Positives: they can see in the dark, bonuses to AC vs giants, boost to ability to value gemstones and craftsmanship, boost when fighting orcs and goblins, boost to some saving throws, boost to certain types of combat maneuvers, bonus to notice stone traps and such. And axes. Lots of axes.
Negatives: 2/3 normal movement (but even that has a benefit: armor and encumbrance doesn’t weigh you down).
Huh. Elves may be Just Better than You, but Dwarves seem pretty badass.
Long-lived (until eaten by orcs), standoffish, Just Better than You (see above). Fashion models who are also back-to-nature types. Would do well in Hollywood, apparently. Do not make good baby-daddies. Love of magic. OK, we get it. Now, let’s see if the Trope holds:
Abilities: Dexterous and smart, but frail.

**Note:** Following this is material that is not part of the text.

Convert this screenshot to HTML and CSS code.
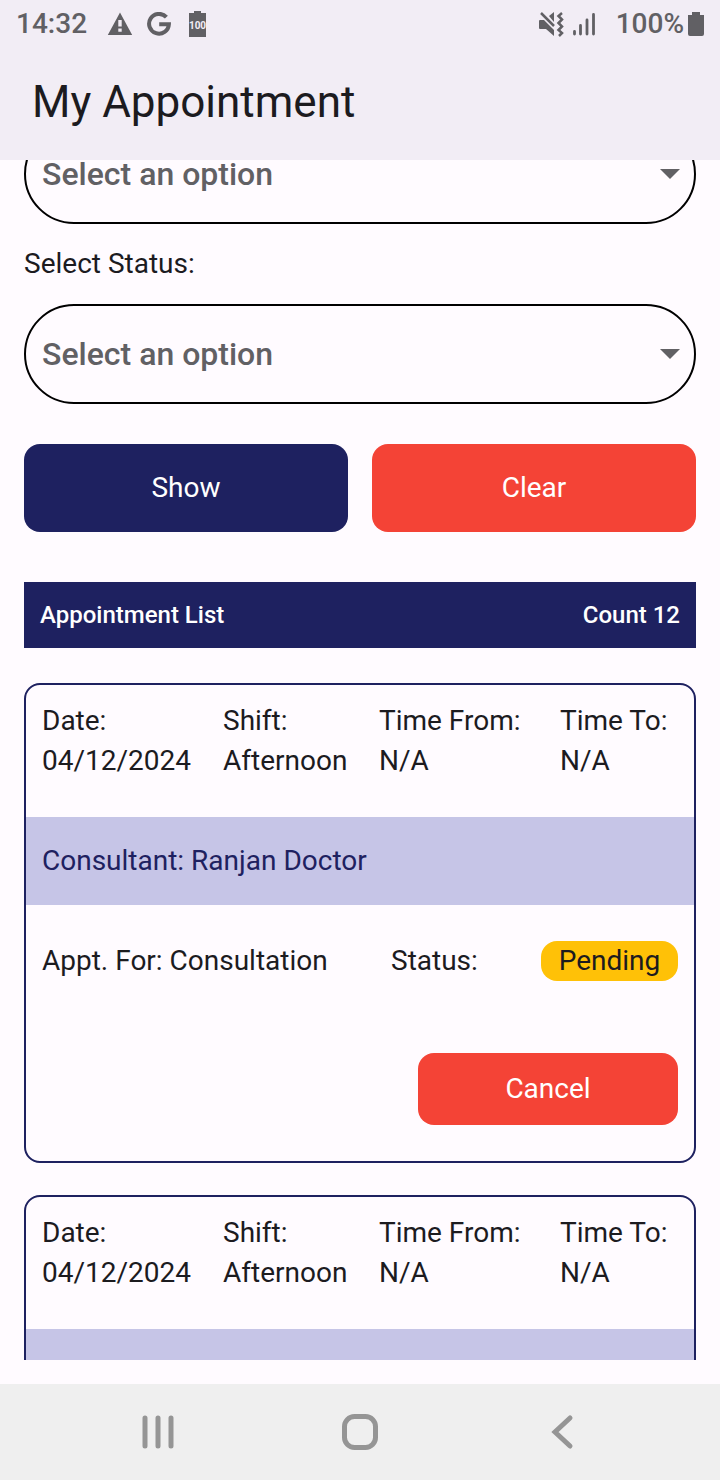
FILE: index.html
```html
<!DOCTYPE html>
<html lang="en">
<head>
<meta charset="utf-8">
<meta name="viewport" content="width=device-width, initial-scale=1">
<title>My Appointment</title>
<link rel="stylesheet" href="styles.css">
</head>
<body>
<div class="app">
  <header class="top">
    <div class="status-bar">
      <div class="status-group status-left">
        <span class="clock">14:32</span>
        <svg class="icon" width="26" height="24" viewBox="0 0 26 24" aria-hidden="true"><path fill="currentColor" fill-rule="evenodd" d="M13 0.500 25.200 23H0.800ZM11.300 8V14.500H14.700V8ZM11.300 16.500V19.700H14.700V16.500Z"/></svg>
        <svg class="icon" width="24" height="24" viewBox="0 0 24 24" aria-hidden="true"><path fill="none" stroke="currentColor" stroke-width="4" d="M19.400 5.200A9.900 9.900 0 1 0 21.900 12.200H12.200"/></svg>
        <svg class="icon battery-level" width="17" height="26" viewBox="0 0 17 26" aria-hidden="true"><path fill="currentColor" d="M5 0h7v2h5v24H0V2h5z"/><text class="level-text" x="8.500" y="18" text-anchor="middle">100</text></svg>
      </div>
      <div class="status-group status-right">
        <svg class="icon" width="26" height="26" viewBox="0 0 26 26" aria-hidden="true"><path fill="currentColor" d="M2 9H6L16 19V25L8 18H2Q1 18 1 17V10Q1 9 2 9ZM11 5 16 1V11Z"/><path fill="none" stroke="currentColor" stroke-width="2.500" d="M3 2 16 15"/><path fill="none" stroke="currentColor" stroke-width="2.500" d="M24 2 20.500 5 24 8.500 20.500 12 24 15.500 20.500 19 24 22 21 25"/></svg>
        <svg class="icon signal" width="24" height="26" viewBox="0 0 24 26" aria-hidden="true"><path fill="none" stroke="currentColor" stroke-width="2.800" stroke-linecap="round" d="M2.500 20.500V23M8.500 14.500V23M15 9V23M21.500 3.500V23"/></svg>
        <span class="percent">100%</span>
        <svg class="icon" width="16" height="24" viewBox="0 0 16 24" aria-hidden="true"><path fill="currentColor" d="M4 0h8v3h4v19q0 2-2 2H2q-2 0-2-2V3h4z"/></svg>
      </div>
    </div>
    <h1 class="title">My Appointment</h1>
  </header>

  <main class="content">
    <form class="filters">
      <div class="select-wrap">
        <select class="select" aria-label="Select an option"><option>Select an option</option></select>
        <svg class="caret" width="20" height="10" viewBox="0 0 20 10" aria-hidden="true"><path fill="currentColor" d="M0 0h20L10 10z"/></svg>
      </div>
      <label class="field-label" for="status">Select Status:</label>
      <div class="select-wrap">
        <select class="select" id="status"><option>Select an option</option></select>
        <svg class="caret" width="20" height="10" viewBox="0 0 20 10" aria-hidden="true"><path fill="currentColor" d="M0 0h20L10 10z"/></svg>
      </div>
      <div class="actions">
        <button class="button button-show" type="button">Show</button>
        <button class="button button-danger" type="reset">Clear</button>
      </div>
    </form>

    <div class="list-head">
      <h2 class="list-title">Appointment List</h2>
      <span>Count 12</span>
    </div>

    <div class="cards">
      <article class="card">
        <dl class="times">
          <div><dt>Date:</dt><dd>04/12/2024</dd></div>
          <div><dt>Shift:</dt><dd>Afternoon</dd></div>
          <div><dt>Time From:</dt><dd>N/A</dd></div>
          <div><dt>Time To:</dt><dd>N/A</dd></div>
        </dl>
        <div class="consultant">Consultant: Ranjan Doctor</div>
        <div class="details">
          <span>Appt. For: Consultation</span>
          <span>Status:</span>
          <span class="badge">Pending</span>
        </div>
        <div class="card-actions">
          <button class="button button-danger button-cancel" type="button">Cancel</button>
        </div>
      </article>

      <article class="card">
        <dl class="times">
          <div><dt>Date:</dt><dd>04/12/2024</dd></div>
          <div><dt>Shift:</dt><dd>Afternoon</dd></div>
          <div><dt>Time From:</dt><dd>N/A</dd></div>
          <div><dt>Time To:</dt><dd>N/A</dd></div>
        </dl>
        <div class="consultant"></div>
      </article>
    </div>
  </main>

  <nav class="nav-bar" aria-label="System">
    <button class="nav-button" type="button" aria-label="Recent apps"><svg width="40" height="40" viewBox="0 0 40 40"><path fill="none" stroke="currentColor" stroke-width="5" stroke-linecap="round" d="M7 6V34M20 6V34M33 6V34"/></svg></button>
    <button class="nav-button" type="button" aria-label="Home"><svg width="40" height="40" viewBox="0 0 40 40"><rect x="4.500" y="4.500" width="31" height="31" rx="10" fill="none" stroke="currentColor" stroke-width="5"/></svg></button>
    <button class="nav-button" type="button" aria-label="Back"><svg width="40" height="40" viewBox="0 0 40 40"><path fill="none" stroke="currentColor" stroke-width="5" stroke-linecap="round" d="M28 6 13 20 28 34"/></svg></button>
  </nav>
</div>
</body>
</html>
```
FILE: styles.css
```css
* {
  box-sizing: border-box;
}

body {
  margin: 0;
  background: #fffbff;
  color: #1c1b1f;
  font: 400 28px/40px Roboto, "Liberation Sans", sans-serif;
}

button,
select {
  font: inherit;
}

.app {
  display: flex;
  flex-direction: column;
  height: 100vh;
}

/* System status and page title */
.top {
  flex: none;
  background: #f2edf5;
}

.status-bar {
  display: flex;
  justify-content: space-between;
  height: 48px;
  padding: 0 16px;
  color: #616064;
  font-weight: 500;
}

.status-group {
  display: flex;
  align-items: center;
}

.status-left {
  gap: 14px;
}

.clock {
  margin-right: 6px;
}

.battery-level {
  margin-left: 4px;
}

.level-text {
  fill: #f2edf5;
  font-size: 10px;
  font-weight: 700;
}

.icon {
  flex: none;
}

.status-right {
  gap: 4px;
}

.signal {
  margin: 0 16px 0 4px;
}

.title {
  margin: 0;
  padding: 26px 32px 30px;
  font-size: 44px;
  line-height: 56px;
  font-weight: 400;
}

.content {
  flex: 1;
  min-height: 0;
  overflow: hidden;
  margin-bottom: 24px;
  padding: 0 24px;
}

.filters {
  display: flex;
  flex-direction: column;
  gap: 20px;
  margin-top: -36px;
}

.select-wrap {
  display: grid;
  align-items: center;
  color: #616064;
}

.select {
  grid-area: 1 / 1;
  width: 100%;
  height: 100px;
  padding: 0 48px 0 16px;
  border: 2px solid #000;
  border-radius: 50px;
  background: transparent;
  color: inherit;
  font-size: 32px;
  font-weight: 500;
  appearance: none;
}

.caret {
  grid-area: 1 / 1;
  justify-self: end;
  margin-right: 16px;
  pointer-events: none;
}

.actions {
  display: grid;
  grid-template-columns: 1fr 1fr;
  gap: 24px;
  margin-top: 20px;
}

.button {
  height: 88px;
  padding: 0 16px;
  border: 0;
  border-radius: 16px;
  color: #fff;
}

.button-show {
  background: #1e2160;
}

.button-danger {
  background: #f44336;
}

/* Appointments */
.list-head {
  display: flex;
  align-items: center;
  justify-content: space-between;
  margin: 50px 0 35px;
  padding: 13px 16px;
  background: #1e2160;
  color: #fff;
  font-size: 24px;
  font-weight: 500;
}

.list-title {
  margin: 0;
  font: inherit;
}

.cards {
  display: flex;
  flex-direction: column;
  gap: 32px;
}

.card {
  overflow: hidden;
  border: 2px solid #1e2160;
  border-radius: 16px;
}

.times {
  display: grid;
  grid-template-columns: 181fr 156fr 181fr 118fr;
  margin: 0;
  padding: 16px 16px 36px;
}

.times dd {
  margin: 0;
}

.consultant {
  min-height: 88px;
  padding: 24px 16px;
  background: #c6c5e7;
  color: #1e2160;
}

.details {
  display: grid;
  grid-template-columns: 349fr 150fr 137fr;
  padding: 36px 16px;
}

.badge {
  border-radius: 16px;
  background: #ffc107;
  text-align: center;
}

.card-actions {
  display: flex;
  justify-content: flex-end;
  padding: 36px 16px;
}

.button-cancel {
  width: 260px;
  height: 72px;
}

/* System navigation */
.nav-bar {
  flex: none;
  display: flex;
  justify-content: space-between;
  align-items: center;
  height: 96px;
  padding: 0 17%;
  background: #efefef;
}

.nav-button {
  display: flex;
  justify-content: center;
  width: 72px;
  padding: 8px 0;
  border: 0;
  background: none;
  color: #959595;
}
```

Positives: Can see farther in dim light, immune to magic sleep and resistant to enchantments. Bonus to resisting spells in general and to identify magic items. Perceptive.
Negatives: None. (See? Just Damn Better than You.)
As an aside, am I the only one who looks at “immunity to sleep spells” and says “Oh, I gotta have that.” Seriously – I dislike it intensely when the bad guy waves his hand and you just decide to catch a few Z’s right there in the middle of the octagon.
OK, so elves wind up looking good as rangers and wizards, as the book plainly states. Bet they’d make decent rogues too.
Punk-rock midgets? Kender with ADHD? But they make good druids. OK. Rock on. After all that, you’d think druid or rogue/thief, but no . . . sorcerers and bards.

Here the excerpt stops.